Eso sí, la misma nota reconocía que “si bien los recientes esfuerzos de los funcionarios estadounidenses identificaron posibles vínculos entre los cárteles y los asociados de López Obrador, no encontraron ninguna conexión directa entre el propio presidente y las organizaciones criminales”.
Esa propaganda difamatoria de nuestro país -en la que se excluye la responsabilidad de la vecina potencia en el negocio de las drogas, en el lavado y su uso geopolítico- desde hace décadas es expresada por personajes de la política estadounidense dedicados a desprestigiar a México con todo tipo de acusaciones criminales. En tiempos recientes esto se ha exacerbado. Y puede ser el preludio de cosas mucho peores cuando se deshumaniza a quienes viven del otro lado de la frontera, como se hace desde el gobierno texano con los migrantes. O en Gaza llamando “animales humanos” a los palestinos para justificar la masacre de 30 mil civiles.
No olvidemos que el año pasado se supo que el presidente Donald Trump pretendió lanzar ataques con misiles contra “narcotraficantes” en México sin avisar, ni pedir permiso al gobierno obradorista.
El riesgo, evidente, es que esto se concrete en cualquier momento, por no hablar de una intervención armada, más o menos velada, para convertir a México en otro escenario militar donde los civiles serían las primeras víctimas, lo que no es nada descabellado.
En efecto. En la historia de nuestro país siempre ha pendido sobre nuestro cuello, la amenaza de una intervención armada, basta echarle un vistazo a las relaciones entre ambas naciones, y las declaraciones proferidas desde el Potomac. Siempre se han buscado justificaciones en las administraciones en turno y entre los grupos de interés y lobbys en Estados Unidos para atacarnos militarmente. Y así dominar o hurtar territorio.
Esto no resta, obvio, la realidad de la infiltración de las organizaciones criminales en instituciones, gobiernos, milicia y corporaciones policíacas. La economía de la criminalidad se extiende como mancha por el territorio nacional. Políticos, jueces, empresarios, están involucrados y tienen responsabilidad en la descomposición. México necesita instituciones judiciales ahora inexistentes para afrontar ésta crisis y una política desde el gobierno federal que ahora no existe por convicción de que se llegaría por otros caminos a “la paz” y temor a la violencia que podría ulteriormente desatarse.

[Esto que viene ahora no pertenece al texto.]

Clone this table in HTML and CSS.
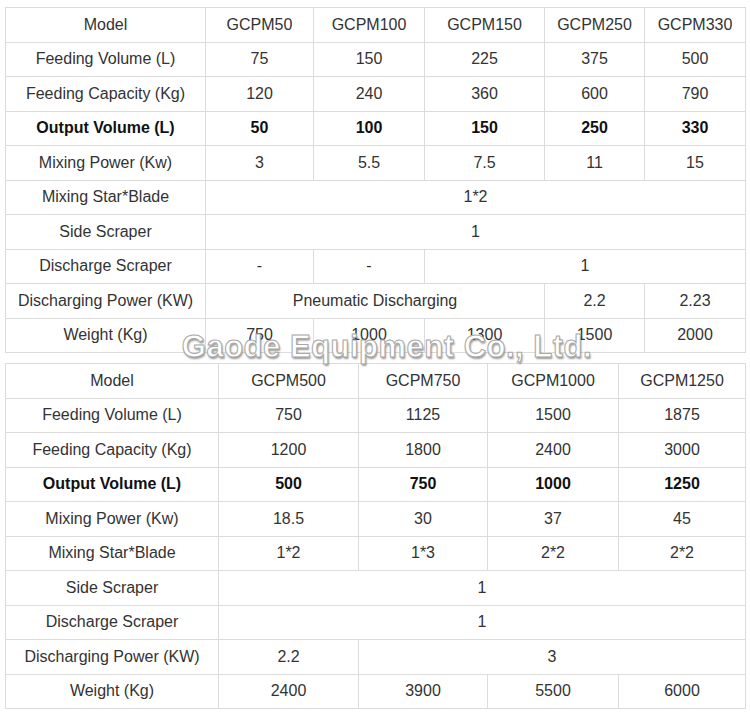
FILE: index.html
```html
<!DOCTYPE html>
<html>
<head>
<meta charset="utf-8">
<link rel="stylesheet" href="styles.css">
</head>
<body>
<div class="page">
  <table class="spec spec-a">
    <colgroup>
      <col class="c-label-a"><col class="c-a1"><col class="c-a2"><col class="c-a3"><col class="c-a4"><col class="c-a5">
    </colgroup>
    <tr><td>Model</td><td>GCPM50</td><td>GCPM100</td><td>GCPM150</td><td>GCPM250</td><td>GCPM330</td></tr>
    <tr><td>Feeding Volume (L)</td><td>75</td><td>150</td><td>225</td><td>375</td><td>500</td></tr>
    <tr><td>Feeding Capacity (Kg)</td><td>120</td><td>240</td><td>360</td><td>600</td><td>790</td></tr>
    <tr class="bold"><td>Output Volume (L)</td><td>50</td><td>100</td><td>150</td><td>250</td><td>330</td></tr>
    <tr><td>Mixing Power (Kw)</td><td>3</td><td>5.5</td><td>7.5</td><td>11</td><td>15</td></tr>
    <tr><td>Mixing Star*Blade</td><td colspan="5">1*2</td></tr>
    <tr><td>Side Scraper</td><td colspan="5">1</td></tr>
    <tr><td>Discharge Scraper</td><td>-</td><td>-</td><td colspan="3">1</td></tr>
    <tr><td>Discharging Power (KW)</td><td colspan="3">Pneumatic Discharging</td><td>2.2</td><td>2.23</td></tr>
    <tr><td>Weight (Kg)</td><td>750</td><td>1000</td><td>1300</td><td>1500</td><td>2000</td></tr>
  </table>
  <div class="watermark">Gaode Equipment Co., Ltd.</div>
  <table class="spec spec-b">
    <colgroup>
      <col class="c-label-b"><col class="c-b1"><col class="c-b2"><col class="c-b3"><col class="c-b4">
    </colgroup>
    <tr><td>Model</td><td>GCPM500</td><td>GCPM750</td><td>GCPM1000</td><td>GCPM1250</td></tr>
    <tr><td>Feeding Volume (L)</td><td>750</td><td>1125</td><td>1500</td><td>1875</td></tr>
    <tr><td>Feeding Capacity (Kg)</td><td>1200</td><td>1800</td><td>2400</td><td>3000</td></tr>
    <tr class="bold"><td>Output Volume (L)</td><td>500</td><td>750</td><td>1000</td><td>1250</td></tr>
    <tr><td>Mixing Power (Kw)</td><td>18.5</td><td>30</td><td>37</td><td>45</td></tr>
    <tr><td>Mixing Star*Blade</td><td>1*2</td><td>1*3</td><td>2*2</td><td>2*2</td></tr>
    <tr><td>Side Scraper</td><td colspan="4">1</td></tr>
    <tr><td>Discharge Scraper</td><td colspan="4">1</td></tr>
    <tr><td>Discharging Power (KW)</td><td>2.2</td><td colspan="3">3</td></tr>
    <tr><td>Weight (Kg)</td><td>2400</td><td>3900</td><td>5500</td><td>6000</td></tr>
  </table>
</div>
</body>
</html>
```
FILE: styles.css
```css
html, body {
  margin: 0;
  padding: 0;
  background: #ffffff;
}
.page {
  position: relative;
  padding: 7px 0 0 5px;
  font-family: "Liberation Sans", Arial, sans-serif;
  font-size: 16px;
  color: #333333;
}
.spec {
  border-collapse: collapse;
  table-layout: fixed;
  width: 740px;
}
.spec td {
  border: 1px solid #dcdcdc;
  text-align: center;
  vertical-align: middle;
  padding: 0;
  height: 33.5px;
  white-space: nowrap;
}
.spec-b {
  margin-top: 10px;
}
.bold td {
  font-weight: bold;
  color: #111111;
}
.c-label-a { width: 200px; }
.c-a1 { width: 108px; }
.c-a2 { width: 111px; }
.c-a3 { width: 120px; }
.c-a4 { width: 100px; }
.c-a5 { width: 101px; }
.c-label-b { width: 213px; }
.c-b1 { width: 140px; }
.c-b2 { width: 129px; }
.c-b3 { width: 131px; }
.c-b4 { width: 127px; }
.watermark {
  position: absolute;
  left: 180px;
  top: 329px;
  width: 414px;
  text-align: center;
  font-family: "Liberation Sans", Arial, sans-serif;
  font-size: 31px;
  font-weight: bold;
  color: #ffffff;
  -webkit-text-stroke: 1px #a8a8a8;
  text-shadow: 1px 2px 2px rgba(0,0,0,0.4);
  letter-spacing: 0.5px;
  white-space: nowrap;
  pointer-events: none;
  z-index: 2;
}
```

Y claro, es inaceptable que el presidente Andrés Manuel López Obrador haya filtrado el teléfono de la corresponsal del New York Times. Sea número de su oficina o personal. Es muestra, en nuestra opinión, de un presidente cada vez más exasperado por la campaña que lo tilda de narco, a él y su familia, tema que ciertamente lo está desestabilizando. Y acorralando. Y aún viene mucho más.